Pucus McMembrain - October 24, 2007 - Report this comment
Don't pay no 'tention to my twin brother Mucus. He's just plain gross, been that way all of his life. I thought I'd fix him one day and cure him of his grossness. We went on a deep sea diving excursion. you knoe, kinf og likr dky fiving in Vegas except you get to go under water for long times and not drown and stuff like that, ya see. We had lunch just before getting into the deep water suits. I told him that he needed to eat boiled eggs, broccoli, cauliflower, gabbage and loads of beans to avoid getting the bends which could be fatal. I told him I already had my fill. He gobbled the food down and he was actually enjoying the aromatic input produced by his output. Then he thanked me for saving him from the bends. True story. .

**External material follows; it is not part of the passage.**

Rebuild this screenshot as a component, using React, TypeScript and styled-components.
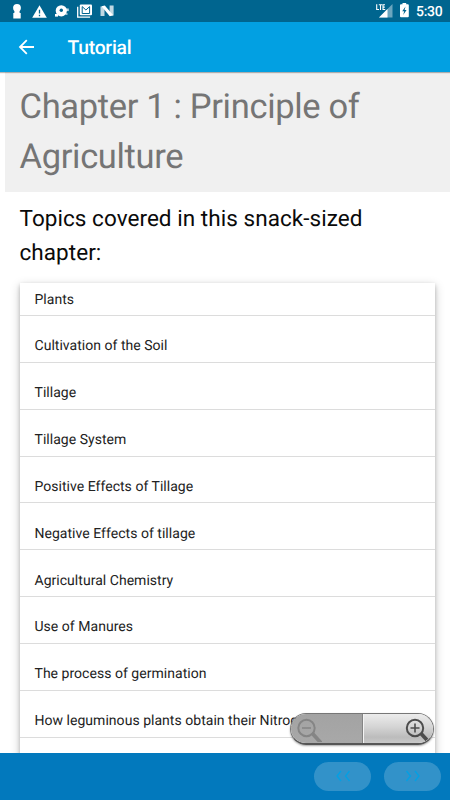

stuart mcarthur - October 24, 2007 - Report this comment
embarrasment would have been the least of your problems on this occasion, Syncronos, and if you ask me the punishment fitted the crime - you've got an uphill battle ahead of you with that gal now (pitty the loogie didn't go as uphill) - lol - great and original idea for the decathlon comp too - 555
bobpiecheese - November 11, 2007 - Report this comment
(Decathlon 2.0) Aw, a happy ending! How cute! Great job, Sync.
stuart mcarthur - November 12, 2007 - Report this comment
(dec2.3) see above - and I'm pleased there was a happy ending to this unfortunate tale
Kristof Robertson - November 12, 2007 - Report this comment
(DEC2.3) See above. Nice that this story had a happy(ish) ending...sponsored by Kleenex. ;-)
Arwen - November 12, 2007 - Report this comment
Decathlon...I thought this was hilarious, Syncronos...but rest assured that if you hawked a loogie on me, there would be no happy ending after I kicked you in the crotch. ; )
Agrimorfee - November 12, 2007 - Report this comment
(Dec) Coulda been a one-joke grossout pony, but you made a whole story that one could empathize with.
Phil Alexander - November 13, 2007 - Report this comment
(Dec) What Ag said - this worked better than I expected, nicely told. "Hawked a loogie", though? It's not a phrase I think I've come across before ("Pass the Duchie" parody, anyone?)
Jack Wilson - November 13, 2007 - Report this comment
This was HILARIOUS,5s
Jeff Reuben - November 13, 2007 - Report this comment
So Arwen wouldn't boog you anymore :) Good story parody!
Below Average Dave (badave.com) - November 13, 2007 - Report this comment
(Dec2) I like it, but I have one thing to say, I didn't see this as all that embarrassing, but still a good parody.
Mikey Squirrel - November 13, 2007 - Report this comment
DEC2- Very good, Syncronos. It was phlegm-tastic. Yes, that was the best joke I could do. I'm tired.